Giles Smith, whose secretsundaze parties have set the bar for decent clubbing in London for over a decade, doesn’t think so. “I think it's so far removed from what underground clubbing is about, and musically so different, I don't see it affecting the credible scene” he says. “There has always been this exploitation, or attempted exploitation, of cool things when the corporate world thinks they can make money out of something."
In fact if history teaches us anything, the sickening over exposure and inevitable backlash could prove to be a positive thing, motivating those with a real passion for clubbing and electronic music to dig deeper and look for new ways to enjoy their scene. In a similar way, the years following the disco backlash forced the creation of a more underground club scene, allowing for the commercially unsuccessful but creatively rich post-disco period and eventually house itself.

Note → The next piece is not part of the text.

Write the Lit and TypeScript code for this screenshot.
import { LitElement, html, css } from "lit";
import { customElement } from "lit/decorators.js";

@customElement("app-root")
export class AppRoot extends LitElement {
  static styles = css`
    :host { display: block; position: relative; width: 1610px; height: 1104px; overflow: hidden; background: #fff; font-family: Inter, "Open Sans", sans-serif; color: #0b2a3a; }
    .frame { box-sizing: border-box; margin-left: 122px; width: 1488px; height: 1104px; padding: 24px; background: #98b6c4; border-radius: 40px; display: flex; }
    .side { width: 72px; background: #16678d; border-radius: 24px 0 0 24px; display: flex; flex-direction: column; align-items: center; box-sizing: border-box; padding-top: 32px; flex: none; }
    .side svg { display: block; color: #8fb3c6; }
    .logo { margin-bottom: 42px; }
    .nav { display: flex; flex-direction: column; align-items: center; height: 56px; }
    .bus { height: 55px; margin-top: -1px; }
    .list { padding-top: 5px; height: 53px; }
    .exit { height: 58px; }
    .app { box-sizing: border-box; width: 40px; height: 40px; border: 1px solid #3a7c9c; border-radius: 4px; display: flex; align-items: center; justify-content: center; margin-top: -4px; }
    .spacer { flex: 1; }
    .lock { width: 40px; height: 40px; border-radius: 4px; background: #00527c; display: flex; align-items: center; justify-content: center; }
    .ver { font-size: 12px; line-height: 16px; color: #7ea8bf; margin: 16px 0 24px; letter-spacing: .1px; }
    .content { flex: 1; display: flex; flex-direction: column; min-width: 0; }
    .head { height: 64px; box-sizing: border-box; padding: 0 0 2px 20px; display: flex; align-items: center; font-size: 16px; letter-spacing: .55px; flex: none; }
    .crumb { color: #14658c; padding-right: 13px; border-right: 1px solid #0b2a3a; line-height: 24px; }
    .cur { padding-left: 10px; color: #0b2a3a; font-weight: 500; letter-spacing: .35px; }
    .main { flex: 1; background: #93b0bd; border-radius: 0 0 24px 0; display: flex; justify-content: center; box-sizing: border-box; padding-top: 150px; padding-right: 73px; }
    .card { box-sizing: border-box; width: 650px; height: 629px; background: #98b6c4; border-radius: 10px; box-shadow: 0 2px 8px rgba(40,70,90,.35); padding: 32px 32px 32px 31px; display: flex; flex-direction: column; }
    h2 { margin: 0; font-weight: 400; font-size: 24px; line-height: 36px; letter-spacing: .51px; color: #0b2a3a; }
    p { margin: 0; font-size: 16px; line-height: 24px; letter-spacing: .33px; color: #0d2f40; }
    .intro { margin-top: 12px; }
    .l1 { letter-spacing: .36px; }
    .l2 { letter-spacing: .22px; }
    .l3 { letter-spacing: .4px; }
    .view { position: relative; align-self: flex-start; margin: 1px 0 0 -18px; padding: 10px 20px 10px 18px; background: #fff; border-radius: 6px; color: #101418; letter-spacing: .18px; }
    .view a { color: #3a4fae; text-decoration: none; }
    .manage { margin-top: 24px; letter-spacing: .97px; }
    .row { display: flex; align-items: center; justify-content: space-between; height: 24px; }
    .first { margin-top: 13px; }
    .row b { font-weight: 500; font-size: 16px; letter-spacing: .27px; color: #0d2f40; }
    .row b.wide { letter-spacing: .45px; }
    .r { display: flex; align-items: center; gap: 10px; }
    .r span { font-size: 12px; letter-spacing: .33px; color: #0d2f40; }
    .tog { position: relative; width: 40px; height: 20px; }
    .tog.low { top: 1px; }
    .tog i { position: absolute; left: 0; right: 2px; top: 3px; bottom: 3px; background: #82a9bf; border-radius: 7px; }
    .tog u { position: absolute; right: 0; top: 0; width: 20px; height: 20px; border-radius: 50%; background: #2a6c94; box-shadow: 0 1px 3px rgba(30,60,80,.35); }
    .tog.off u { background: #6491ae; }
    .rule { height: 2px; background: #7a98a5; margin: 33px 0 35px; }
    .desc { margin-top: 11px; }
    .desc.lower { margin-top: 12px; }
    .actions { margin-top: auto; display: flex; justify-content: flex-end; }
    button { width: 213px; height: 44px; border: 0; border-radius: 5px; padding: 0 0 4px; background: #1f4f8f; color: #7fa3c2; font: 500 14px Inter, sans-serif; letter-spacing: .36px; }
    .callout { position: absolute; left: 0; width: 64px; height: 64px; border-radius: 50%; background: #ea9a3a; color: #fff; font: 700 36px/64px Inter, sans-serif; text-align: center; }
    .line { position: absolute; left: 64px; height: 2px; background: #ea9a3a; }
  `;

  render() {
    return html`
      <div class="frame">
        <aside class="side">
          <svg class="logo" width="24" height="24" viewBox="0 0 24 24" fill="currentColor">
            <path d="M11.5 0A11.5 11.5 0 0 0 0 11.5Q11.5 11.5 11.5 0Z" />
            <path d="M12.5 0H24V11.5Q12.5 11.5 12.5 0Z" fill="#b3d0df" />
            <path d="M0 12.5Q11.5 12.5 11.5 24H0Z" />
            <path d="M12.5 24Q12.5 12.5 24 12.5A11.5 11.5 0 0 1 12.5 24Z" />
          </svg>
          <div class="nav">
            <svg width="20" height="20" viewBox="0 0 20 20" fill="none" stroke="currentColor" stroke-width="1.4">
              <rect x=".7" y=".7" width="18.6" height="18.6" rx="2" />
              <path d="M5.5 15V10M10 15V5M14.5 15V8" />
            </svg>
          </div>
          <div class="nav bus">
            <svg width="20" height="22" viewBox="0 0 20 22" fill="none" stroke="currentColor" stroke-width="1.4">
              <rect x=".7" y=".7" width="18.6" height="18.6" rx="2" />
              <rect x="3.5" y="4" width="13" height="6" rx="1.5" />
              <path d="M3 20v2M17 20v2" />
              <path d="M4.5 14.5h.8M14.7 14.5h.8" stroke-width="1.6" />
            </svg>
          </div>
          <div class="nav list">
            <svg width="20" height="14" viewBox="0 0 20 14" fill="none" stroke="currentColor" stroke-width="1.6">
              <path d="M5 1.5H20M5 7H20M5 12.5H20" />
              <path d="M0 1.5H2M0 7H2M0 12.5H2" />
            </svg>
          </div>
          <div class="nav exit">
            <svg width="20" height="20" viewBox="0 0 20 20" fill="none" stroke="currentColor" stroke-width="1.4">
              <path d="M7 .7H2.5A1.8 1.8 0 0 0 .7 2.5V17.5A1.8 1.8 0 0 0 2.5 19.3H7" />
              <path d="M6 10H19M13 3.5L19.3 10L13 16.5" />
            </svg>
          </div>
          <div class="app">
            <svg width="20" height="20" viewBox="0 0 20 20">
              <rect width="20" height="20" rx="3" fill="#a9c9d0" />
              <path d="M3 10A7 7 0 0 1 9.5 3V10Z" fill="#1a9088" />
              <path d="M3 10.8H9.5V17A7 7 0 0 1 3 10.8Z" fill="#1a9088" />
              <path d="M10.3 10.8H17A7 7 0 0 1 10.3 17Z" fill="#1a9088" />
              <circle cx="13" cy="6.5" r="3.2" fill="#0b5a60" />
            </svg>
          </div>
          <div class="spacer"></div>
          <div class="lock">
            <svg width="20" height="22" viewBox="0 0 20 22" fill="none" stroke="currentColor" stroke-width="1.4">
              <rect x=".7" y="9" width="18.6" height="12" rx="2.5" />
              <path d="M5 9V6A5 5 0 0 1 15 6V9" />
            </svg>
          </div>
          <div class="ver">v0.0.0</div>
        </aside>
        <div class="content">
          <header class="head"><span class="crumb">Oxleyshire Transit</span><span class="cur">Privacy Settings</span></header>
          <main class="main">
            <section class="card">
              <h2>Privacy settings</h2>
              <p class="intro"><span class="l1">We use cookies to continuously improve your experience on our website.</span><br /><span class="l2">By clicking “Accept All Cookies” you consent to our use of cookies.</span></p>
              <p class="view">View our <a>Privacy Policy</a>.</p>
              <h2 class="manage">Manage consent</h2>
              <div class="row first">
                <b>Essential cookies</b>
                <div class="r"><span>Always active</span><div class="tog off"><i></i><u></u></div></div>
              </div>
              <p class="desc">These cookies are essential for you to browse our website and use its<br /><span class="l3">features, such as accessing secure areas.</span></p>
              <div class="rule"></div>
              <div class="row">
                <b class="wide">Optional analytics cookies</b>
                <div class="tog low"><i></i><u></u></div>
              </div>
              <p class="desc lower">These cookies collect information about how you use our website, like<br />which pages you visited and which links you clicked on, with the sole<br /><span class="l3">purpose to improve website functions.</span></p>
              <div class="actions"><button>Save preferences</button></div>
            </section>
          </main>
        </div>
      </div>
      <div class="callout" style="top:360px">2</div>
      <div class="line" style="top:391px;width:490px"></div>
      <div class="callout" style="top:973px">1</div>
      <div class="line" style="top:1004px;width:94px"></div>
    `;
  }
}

Someone who knows the ins and outs of London's clubland is veteran DJ Terry Farley, co-founder of the influential Junior Boy's Own and Faith record labels / fanzines, who goes some way in agreeing:
“Kids who would sadly have ignored house because it was considered gay, black or their uncle’s music, will eventually get bored with cheesy breakdowns and DJ's wearing masks, and those that stay in the trenches will start checking where it all started. While I don’t expect too many of them to be doing back flips or shaking baby powder on the floor at Shelter on a Sunday afternoon, enough will stay the course and get schooled. That’s what has always happened”
So relax, ‘EDM’ may be a vile moneymaking machine which attempts to exploit four decades of musical and social progression and turn it into some kind of aural McDonalds, and it may be all over your tele and your radio for a while, but it’s going to go away, and it'll take a lot more than a bloke in a rubber dinghy to kill off house music.